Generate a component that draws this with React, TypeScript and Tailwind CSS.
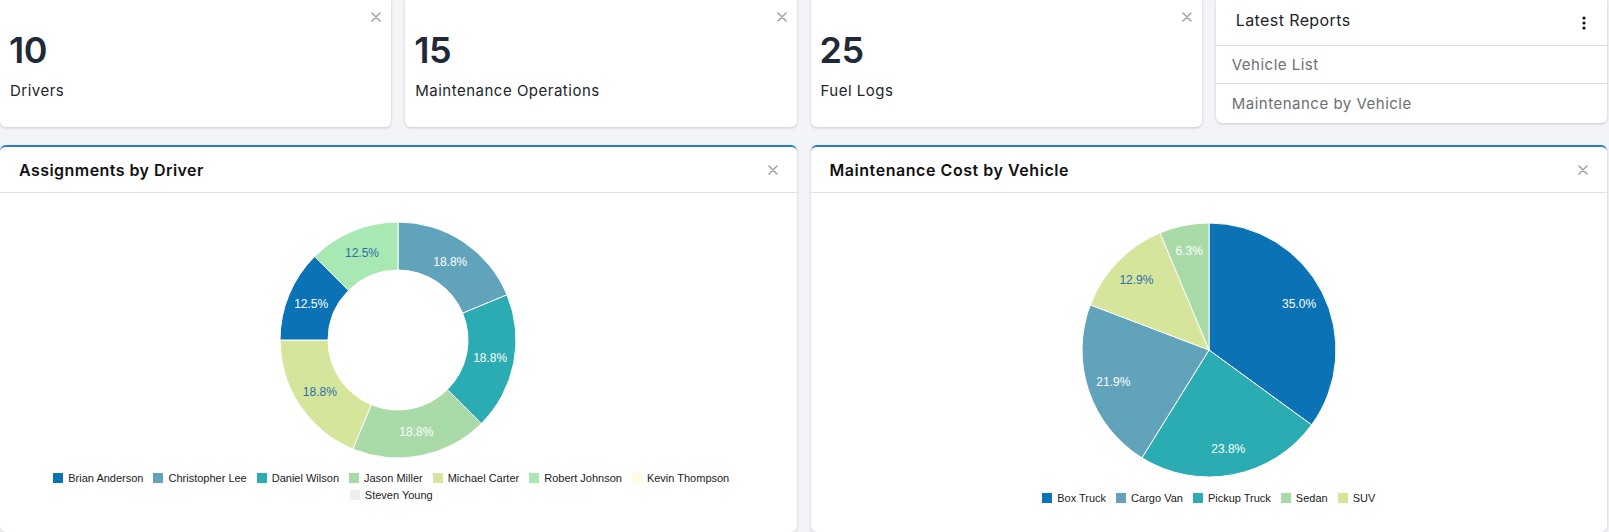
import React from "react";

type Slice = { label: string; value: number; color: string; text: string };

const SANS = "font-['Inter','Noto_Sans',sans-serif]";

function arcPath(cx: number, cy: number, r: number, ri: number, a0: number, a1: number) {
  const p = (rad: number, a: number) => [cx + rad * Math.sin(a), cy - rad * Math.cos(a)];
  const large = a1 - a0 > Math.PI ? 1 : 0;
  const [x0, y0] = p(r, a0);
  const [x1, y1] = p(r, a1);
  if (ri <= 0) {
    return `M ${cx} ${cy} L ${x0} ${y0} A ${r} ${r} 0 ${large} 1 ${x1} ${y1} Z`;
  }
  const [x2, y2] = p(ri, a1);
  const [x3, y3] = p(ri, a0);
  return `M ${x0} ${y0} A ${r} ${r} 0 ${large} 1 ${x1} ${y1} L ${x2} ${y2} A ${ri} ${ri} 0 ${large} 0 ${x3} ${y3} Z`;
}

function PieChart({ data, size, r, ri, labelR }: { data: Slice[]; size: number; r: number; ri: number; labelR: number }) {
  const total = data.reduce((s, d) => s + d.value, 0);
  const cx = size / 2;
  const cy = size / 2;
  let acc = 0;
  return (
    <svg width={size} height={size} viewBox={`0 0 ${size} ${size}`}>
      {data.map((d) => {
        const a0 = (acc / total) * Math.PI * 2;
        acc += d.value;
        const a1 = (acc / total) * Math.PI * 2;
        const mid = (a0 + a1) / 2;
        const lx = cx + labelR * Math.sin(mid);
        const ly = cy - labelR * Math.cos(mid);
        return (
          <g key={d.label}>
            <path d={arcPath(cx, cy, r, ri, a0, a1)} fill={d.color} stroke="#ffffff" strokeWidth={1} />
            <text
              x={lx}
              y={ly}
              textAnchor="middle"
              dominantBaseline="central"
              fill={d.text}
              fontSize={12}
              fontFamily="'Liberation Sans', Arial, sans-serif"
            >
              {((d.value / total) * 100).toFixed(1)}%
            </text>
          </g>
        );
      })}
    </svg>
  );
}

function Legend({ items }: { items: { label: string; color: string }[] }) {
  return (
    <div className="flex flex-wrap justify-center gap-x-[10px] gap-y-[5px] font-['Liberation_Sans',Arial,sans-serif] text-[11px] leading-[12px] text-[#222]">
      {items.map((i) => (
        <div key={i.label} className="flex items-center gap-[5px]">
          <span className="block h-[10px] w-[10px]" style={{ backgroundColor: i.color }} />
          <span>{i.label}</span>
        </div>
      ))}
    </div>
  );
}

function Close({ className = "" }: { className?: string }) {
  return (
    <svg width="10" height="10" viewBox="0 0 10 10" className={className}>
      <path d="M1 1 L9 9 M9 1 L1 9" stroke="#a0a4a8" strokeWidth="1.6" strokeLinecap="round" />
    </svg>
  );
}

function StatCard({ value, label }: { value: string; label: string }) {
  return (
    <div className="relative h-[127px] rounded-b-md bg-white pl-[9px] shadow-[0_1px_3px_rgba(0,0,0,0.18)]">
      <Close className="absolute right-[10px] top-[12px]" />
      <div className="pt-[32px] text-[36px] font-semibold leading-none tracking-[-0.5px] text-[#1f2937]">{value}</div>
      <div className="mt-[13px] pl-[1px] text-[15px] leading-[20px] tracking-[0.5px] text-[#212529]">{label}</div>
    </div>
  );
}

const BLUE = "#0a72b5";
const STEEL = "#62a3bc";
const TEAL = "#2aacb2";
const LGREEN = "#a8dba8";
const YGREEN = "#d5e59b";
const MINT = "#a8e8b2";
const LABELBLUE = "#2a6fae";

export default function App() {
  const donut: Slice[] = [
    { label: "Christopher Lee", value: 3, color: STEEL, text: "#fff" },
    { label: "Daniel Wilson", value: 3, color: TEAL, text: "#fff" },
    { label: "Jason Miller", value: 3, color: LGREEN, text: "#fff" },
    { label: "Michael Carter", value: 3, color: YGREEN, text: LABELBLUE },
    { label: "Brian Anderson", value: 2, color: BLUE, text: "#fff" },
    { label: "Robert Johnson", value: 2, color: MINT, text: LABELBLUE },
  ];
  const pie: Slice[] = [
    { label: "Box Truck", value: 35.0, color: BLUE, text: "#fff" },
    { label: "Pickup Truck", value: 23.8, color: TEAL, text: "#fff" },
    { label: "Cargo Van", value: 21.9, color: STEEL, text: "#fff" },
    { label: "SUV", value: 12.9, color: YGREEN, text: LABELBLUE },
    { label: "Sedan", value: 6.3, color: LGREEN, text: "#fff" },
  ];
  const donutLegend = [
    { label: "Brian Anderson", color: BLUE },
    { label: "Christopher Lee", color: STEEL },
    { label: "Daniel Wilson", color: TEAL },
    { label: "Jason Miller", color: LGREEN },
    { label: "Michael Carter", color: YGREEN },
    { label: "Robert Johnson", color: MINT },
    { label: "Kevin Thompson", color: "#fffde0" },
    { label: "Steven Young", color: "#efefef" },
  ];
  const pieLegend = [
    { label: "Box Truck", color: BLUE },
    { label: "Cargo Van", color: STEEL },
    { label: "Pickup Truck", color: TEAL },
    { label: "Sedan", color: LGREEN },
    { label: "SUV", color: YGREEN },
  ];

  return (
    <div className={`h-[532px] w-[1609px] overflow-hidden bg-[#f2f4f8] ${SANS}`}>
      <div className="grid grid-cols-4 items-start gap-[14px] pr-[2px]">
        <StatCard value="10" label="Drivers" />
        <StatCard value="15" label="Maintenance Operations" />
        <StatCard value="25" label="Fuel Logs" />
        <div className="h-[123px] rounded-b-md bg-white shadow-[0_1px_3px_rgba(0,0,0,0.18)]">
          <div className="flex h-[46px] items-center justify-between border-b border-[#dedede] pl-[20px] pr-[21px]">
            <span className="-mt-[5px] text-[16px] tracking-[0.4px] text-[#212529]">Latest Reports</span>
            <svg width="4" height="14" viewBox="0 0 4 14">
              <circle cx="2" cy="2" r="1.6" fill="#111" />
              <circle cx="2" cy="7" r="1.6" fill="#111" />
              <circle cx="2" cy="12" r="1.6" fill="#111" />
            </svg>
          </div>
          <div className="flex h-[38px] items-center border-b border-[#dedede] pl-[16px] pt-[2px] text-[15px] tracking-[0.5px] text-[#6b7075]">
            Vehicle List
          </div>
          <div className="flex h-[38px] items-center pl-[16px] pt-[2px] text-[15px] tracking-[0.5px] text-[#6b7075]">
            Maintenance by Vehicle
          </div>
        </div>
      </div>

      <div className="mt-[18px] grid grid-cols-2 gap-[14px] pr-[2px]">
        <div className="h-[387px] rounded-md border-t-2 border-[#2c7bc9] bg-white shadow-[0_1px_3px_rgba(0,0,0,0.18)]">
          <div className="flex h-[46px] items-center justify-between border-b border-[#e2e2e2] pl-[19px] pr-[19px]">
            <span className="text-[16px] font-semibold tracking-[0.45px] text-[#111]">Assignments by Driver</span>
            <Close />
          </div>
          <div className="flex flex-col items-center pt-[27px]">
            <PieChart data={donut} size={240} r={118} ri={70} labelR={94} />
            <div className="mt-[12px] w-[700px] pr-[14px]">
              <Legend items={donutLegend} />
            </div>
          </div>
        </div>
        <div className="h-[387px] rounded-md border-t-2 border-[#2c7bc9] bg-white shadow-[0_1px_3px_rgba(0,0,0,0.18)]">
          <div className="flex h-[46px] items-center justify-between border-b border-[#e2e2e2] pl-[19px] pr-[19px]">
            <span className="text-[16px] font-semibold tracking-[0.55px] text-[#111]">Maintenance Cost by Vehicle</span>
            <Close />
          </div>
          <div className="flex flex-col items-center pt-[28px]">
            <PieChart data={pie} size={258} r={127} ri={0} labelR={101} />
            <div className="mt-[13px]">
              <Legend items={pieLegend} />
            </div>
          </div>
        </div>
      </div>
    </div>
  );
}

WHAT NEEDS TO BE DONE> State, as a bare number, how many lines of the listing hold the word "React".

FULL SOLUTION> 2